事業管理者のつぶやき
Chapter16. あなたも知らない国語
市立芦屋病院 事業管理者 佐治 文隆
「パリ20区、僕たちのクラス」はカンヌ映画祭でパルムドール(最高賞)を受賞したフランス映画です。様々な人種・移民が混在して住む地域であるらしいパリ東部20区の中学校を舞台に、国語(当然、フランス語です)教師が担任クラスの悪ガキ生徒たちと悪戦苦闘する日常が描かれます。スラム街の荒れる学級と熱血教師の活躍は、ハリウッド映画では珍しくない組み合わせで、最後はハッピーエンドがお決まりです。ところが、この映画はさすがフランス映画だけあって、決してハッピーとは言えない結末を含め、観客に色々と考えさせる内容です。
映画の冒頭で、旧植民地などの異国文化で育った子どもたちの国語授業の場面が出てきます。主人公の国語教師は、スラングは話せてもフランス語の読み書きが不十分な生徒に、美しい正調フランス語を教えようと必死です。生徒は当然むちゃくちゃを言うわけですが、先生は理路整然と解答を与えていきます。接続法半過去など文法はもちろんのこと、生徒の反応や理解はともかくとしても、あらゆる疑問を快刀乱麻の如く断ってゆきます。主人公の教師フランソワ役を演じているのは、映画の原作「教室へ」を書いた元教師の著者自身とのことです。ここで私は、半分外国人とも言える子どもたちに、言葉に関する疑問をこれほど明快に答えられる国語教師がいるのだろうか、と疑いを持ちました。というのも、コミックエッセイ「日本人の知らない日本語」「日本人の知らない日本語2」(いずれもメディアファクトリー刊)を読んだところだったからです。
「日本人の知らない日本語」シリーズでは、作者(海野凪子)の分身なぎこ先生は、外国人対象の日本語学校で学生とのやりとりを通じて、自身の国語力も身に付けていきます。その様子が、蛇蔵描く漫画とともにおもしろおかしく明らかにされる楽しいコミックになっています。テレビドラマ化されたので、見た方も多いでしょう。なぎこ先生は日本語教師だから日本のことは何でも知っていると学生に思われ、数々の難問奇問を投げつけられます。たとえば「相撲の語源はなに?」「シカトってどういう意味」などです。ちなみに後者は花札の鹿の絵がそっぽを向いているところからきた任侠用語です。

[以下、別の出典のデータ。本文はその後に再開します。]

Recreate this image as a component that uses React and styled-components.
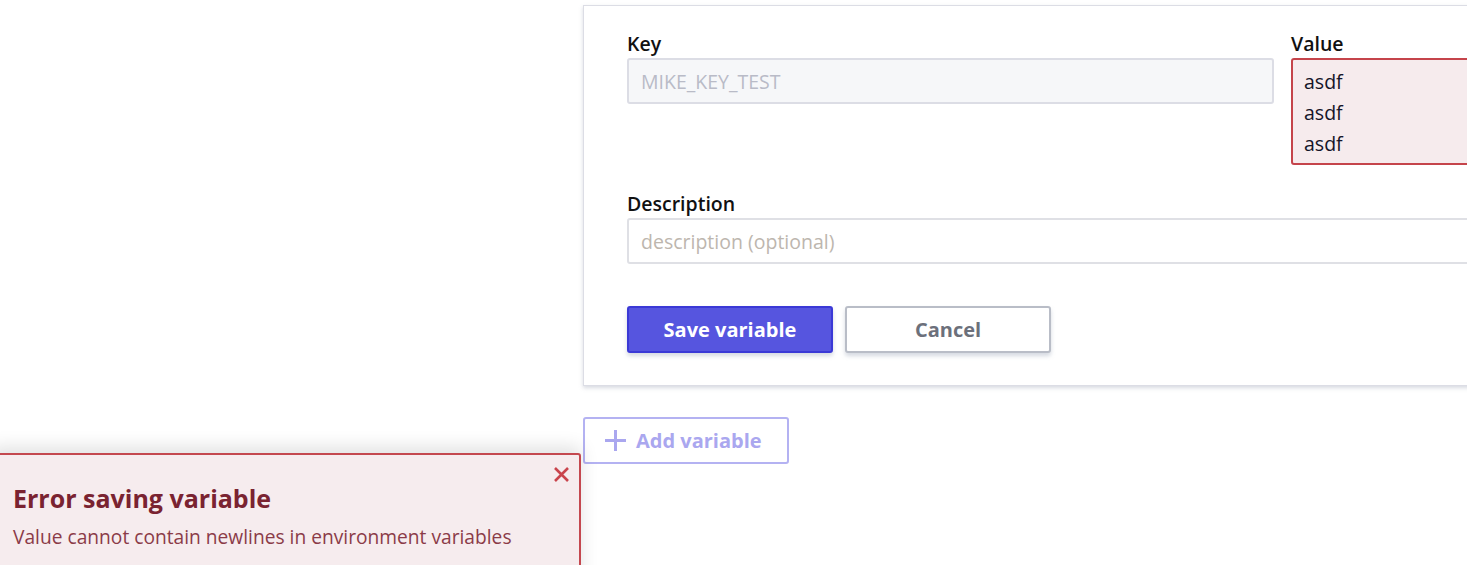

日本人のあなたはこんなことを知っていましたか? 教師と学生の日本語をめぐるバトルを通して、笑っているうちに日本語を再発見する楽しい漫画本はあっという間に読み終えてしまいました。
私事ですが、私の息子は留学中に知り合った外国人と結婚して、アメリカに住んでいます。息子の妻から日本語学校の学生と同様の質問を受ける息子は、この「日本人の知らない日本語」を愛読し、まったくその通りと納得しています。文化も言語も異なる外国人同士のコミュニケーションは、たとえ夫婦であってもなかなか難しいようです。まず自分自身を良く知り、次に相手の立場を良く理解して、コミュニケーションを取ることが求められています。患者と医療者が対等の立場でパートナーシップを築くことが要求される最近の医療現場にも当てはまることです。